Part of a data file
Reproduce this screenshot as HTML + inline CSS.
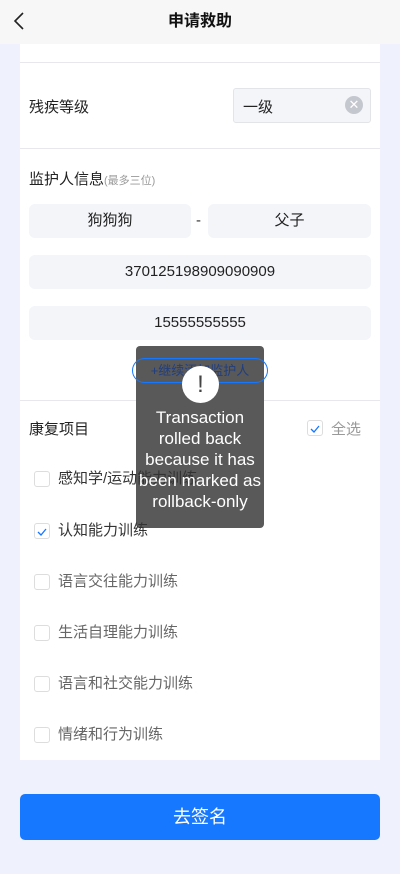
<!DOCTYPE html>
<html><head><meta charset="utf-8"><style>
*{margin:0;padding:0;box-sizing:border-box}
body{width:400px;height:874px;background:#eff1fc;font-family:"Liberation Sans","Noto Sans CJK SC",sans-serif;position:relative;overflow:hidden;color:#333}
.hd{position:absolute;left:0;top:0;width:400px;height:44px;background:#f7f7f7;text-align:center;line-height:44px;font-size:16px;font-weight:bold;color:#111}
.card{position:absolute;left:20px;top:44px;width:360px;height:716px;background:#fff}
.ab{position:absolute}
.line{position:absolute;left:20px;width:360px;height:1px;background:#e8e8ec}
.inp{position:absolute;background:#f4f5f9;border-radius:6px;text-align:center;font-size:15px;color:#222}
.lbl{position:absolute;left:29px;font-size:15px;color:#222}
.cb{position:absolute;left:34px;width:16px;height:16px;border:1px solid #ddd;border-radius:3px;background:#fff}
.it{position:absolute;left:58px;font-size:15px;color:#666;line-height:20px;z-index:2}
</style></head><body>
<div class="hd">申请救助</div>
<svg class="ab" style="left:12px;top:11px" width="14" height="20" viewBox="0 0 14 20"><path d="M11 2 L3 10 L11 18" fill="none" stroke="#222" stroke-width="1.6"/></svg>
<div class="card"></div>
<div class="line" style="top:62px"></div>
<div class="lbl" style="top:96px">残疾等级</div>
<div class="ab" style="left:233px;top:88px;width:138px;height:35px;background:#f4f5f9;border:1px solid #e3e4e8;border-radius:3px"></div>
<div class="ab" style="left:243px;top:96px;font-size:15px;color:#222">一级</div>
<div class="ab" style="left:345px;top:96px;width:18px;height:18px;border-radius:50%;background:#c5c7cf;color:#fff;font-size:13px;line-height:18px;text-align:center">✕</div>
<div class="line" style="top:148px"></div>
<div class="lbl" style="top:168px">监护人信息<span style="font-size:11px;color:#999">(最多三位)</span></div>
<div class="inp" style="left:29px;top:204px;width:162px;height:34px;line-height:34px">狗狗狗</div>
<div class="ab" style="left:196px;top:212px;font-size:15px">-</div>
<div class="inp" style="left:208px;top:204px;width:163px;height:34px;line-height:34px">父子</div>
<div class="inp" style="left:29px;top:255px;width:342px;height:34px;line-height:34px">370125198909090909</div>
<div class="inp" style="left:29px;top:306px;width:342px;height:34px;line-height:34px">15555555555</div>
<div class="ab" style="left:132px;top:358px;width:136px;height:25px;border:1px solid #1677ff;border-radius:13px;text-align:center;line-height:23px;font-size:13px;color:#213e7e;z-index:2">+继续添加监护人</div>
<div class="line" style="top:400px"></div>
<div class="lbl" style="top:418px">康复项目</div>
<div class="cb" style="left:307px;top:420px"></div>
<svg class="ab" style="left:309px;top:424px" width="12" height="10"><path d="M2 5 L5 8 L10 2" fill="none" stroke="#1677ff" stroke-width="1.3"/></svg>
<div class="ab" style="left:331px;top:418px;font-size:15px;color:#999">全选</div>
<div class="cb" style="top:471px"></div><div class="it" style="top:469px;color:#333">感知学/运动能力训练</div>
<div class="cb" style="top:523px"></div><svg class="ab" style="left:36px;top:527px" width="12" height="10"><path d="M2 5 L5 8 L10 2" fill="none" stroke="#1677ff" stroke-width="1.3"/></svg><div class="it" style="top:521px;color:#333">认知能力训练</div>
<div class="cb" style="top:574px"></div><div class="it" style="top:572px">语言交往能力训练</div>
<div class="cb" style="top:625px"></div><div class="it" style="top:623px">生活自理能力训练</div>
<div class="cb" style="top:676px"></div><div class="it" style="top:674px">语言和社交能力训练</div>
<div class="cb" style="top:727px"></div><div class="it" style="top:725px">情绪和行为训练</div>
<div class="ab" style="left:20px;top:794px;width:360px;height:46px;background:#1677ff;border-radius:5px;color:#fff;text-align:center;line-height:46px;font-size:18px">去签名</div>
<div class="ab" style="left:136px;top:346px;width:128px;height:182px;background:#595959;border-radius:4px;z-index:1"></div>
<div class="ab" style="left:182px;top:366px;width:37px;height:37px;border-radius:50%;background:#fff;color:#444;font-size:24px;line-height:37px;text-align:center;z-index:3">!</div>
<div class="ab" style="left:126px;top:407px;width:148px;font-size:17px;line-height:21px;color:#fff;text-align:center;z-index:3">Transaction<br>rolled back<br>because it has<br>been marked as<br>rollback-only</div>
</body></html>
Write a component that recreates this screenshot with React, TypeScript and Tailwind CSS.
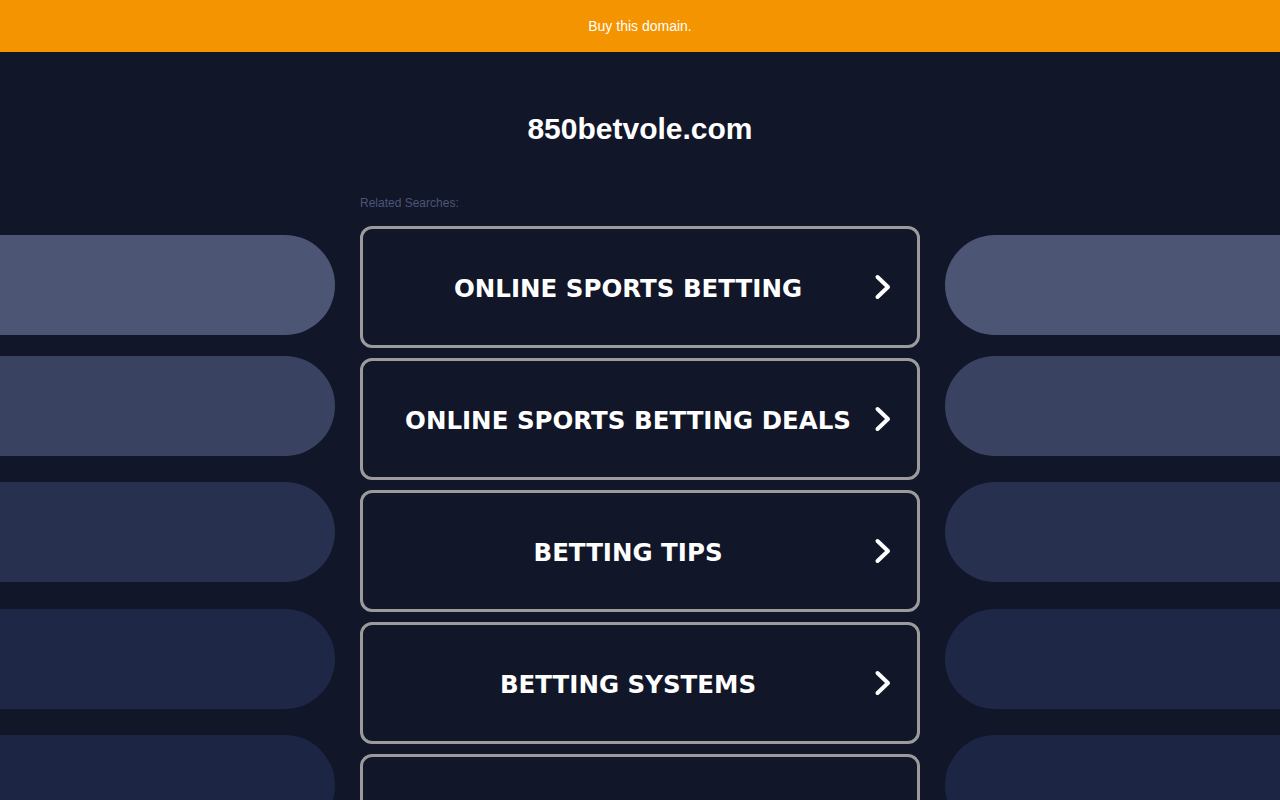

WRITTEN REQUEST |
Copy each line exactly, and leave the pictures out of your copy.

TASK RESPONSE |
Reproduce this screenshot as HTML + inline CSS.
<!DOCTYPE html>
<html><head><meta charset="utf-8"><style>
*{margin:0;padding:0;box-sizing:border-box}
body{width:400px;height:874px;background:#eff1fc;font-family:"Liberation Sans","Noto Sans CJK SC",sans-serif;position:relative;overflow:hidden;color:#333}
.hd{position:absolute;left:0;top:0;width:400px;height:44px;background:#f7f7f7;text-align:center;line-height:44px;font-size:16px;font-weight:bold;color:#111}
.card{position:absolute;left:20px;top:44px;width:360px;height:716px;background:#fff}
.ab{position:absolute}
.line{position:absolute;left:20px;width:360px;height:1px;background:#e8e8ec}
.inp{position:absolute;background:#f4f5f9;border-radius:6px;text-align:center;font-size:15px;color:#222}
.lbl{position:absolute;left:29px;font-size:15px;color:#222}
.cb{position:absolute;left:34px;width:16px;height:16px;border:1px solid #ddd;border-radius:3px;background:#fff}
.it{position:absolute;left:58px;font-size:15px;color:#666;line-height:20px;z-index:2}
</style></head><body>
<div class="hd">申请救助</div>
<svg class="ab" style="left:12px;top:11px" width="14" height="20" viewBox="0 0 14 20"><path d="M11 2 L3 10 L11 18" fill="none" stroke="#222" stroke-width="1.6"/></svg>
<div class="card"></div>
<div class="line" style="top:62px"></div>
<div class="lbl" style="top:96px">残疾等级</div>
<div class="ab" style="left:233px;top:88px;width:138px;height:35px;background:#f4f5f9;border:1px solid #e3e4e8;border-radius:3px"></div>
<div class="ab" style="left:243px;top:96px;font-size:15px;color:#222">一级</div>
<div class="ab" style="left:345px;top:96px;width:18px;height:18px;border-radius:50%;background:#c5c7cf;color:#fff;font-size:13px;line-height:18px;text-align:center">✕</div>
<div class="line" style="top:148px"></div>
<div class="lbl" style="top:168px">监护人信息<span style="font-size:11px;color:#999">(最多三位)</span></div>
<div class="inp" style="left:29px;top:204px;width:162px;height:34px;line-height:34px">狗狗狗</div>
<div class="ab" style="left:196px;top:212px;font-size:15px">-</div>
<div class="inp" style="left:208px;top:204px;width:163px;height:34px;line-height:34px">父子</div>
<div class="inp" style="left:29px;top:255px;width:342px;height:34px;line-height:34px">370125198909090909</div>
<div class="inp" style="left:29px;top:306px;width:342px;height:34px;line-height:34px">15555555555</div>
<div class="ab" style="left:132px;top:358px;width:136px;height:25px;border:1px solid #1677ff;border-radius:13px;text-align:center;line-height:23px;font-size:13px;color:#213e7e;z-index:2">+继续添加监护人</div>
<div class="line" style="top:400px"></div>
<div class="lbl" style="top:418px">康复项目</div>
<div class="cb" style="left:307px;top:420px"></div>
<svg class="ab" style="left:309px;top:424px" width="12" height="10"><path d="M2 5 L5 8 L10 2" fill="none" stroke="#1677ff" stroke-width="1.3"/></svg>
<div class="ab" style="left:331px;top:418px;font-size:15px;color:#999">全选</div>
<div class="cb" style="top:471px"></div><div class="it" style="top:469px;color:#333">感知学/运动能力训练</div>
<div class="cb" style="top:523px"></div><svg class="ab" style="left:36px;top:527px" width="12" height="10"><path d="M2 5 L5 8 L10 2" fill="none" stroke="#1677ff" stroke-width="1.3"/></svg><div class="it" style="top:521px;color:#333">认知能力训练</div>
<div class="cb" style="top:574px"></div><div class="it" style="top:572px">语言交往能力训练</div>
<div class="cb" style="top:625px"></div><div class="it" style="top:623px">生活自理能力训练</div>
<div class="cb" style="top:676px"></div><div class="it" style="top:674px">语言和社交能力训练</div>
<div class="cb" style="top:727px"></div><div class="it" style="top:725px">情绪和行为训练</div>
<div class="ab" style="left:20px;top:794px;width:360px;height:46px;background:#1677ff;border-radius:5px;color:#fff;text-align:center;line-height:46px;font-size:18px">去签名</div>
<div class="ab" style="left:136px;top:346px;width:128px;height:182px;background:#595959;border-radius:4px;z-index:1"></div>
<div class="ab" style="left:182px;top:366px;width:37px;height:37px;border-radius:50%;background:#fff;color:#444;font-size:24px;line-height:37px;text-align:center;z-index:3">!</div>
<div class="ab" style="left:126px;top:407px;width:148px;font-size:17px;line-height:21px;color:#fff;text-align:center;z-index:3">Transaction<br>rolled back<br>because it has<br>been marked as<br>rollback-only</div>
</body></html>
Write a component that recreates this screenshot with React, TypeScript and Tailwind CSS.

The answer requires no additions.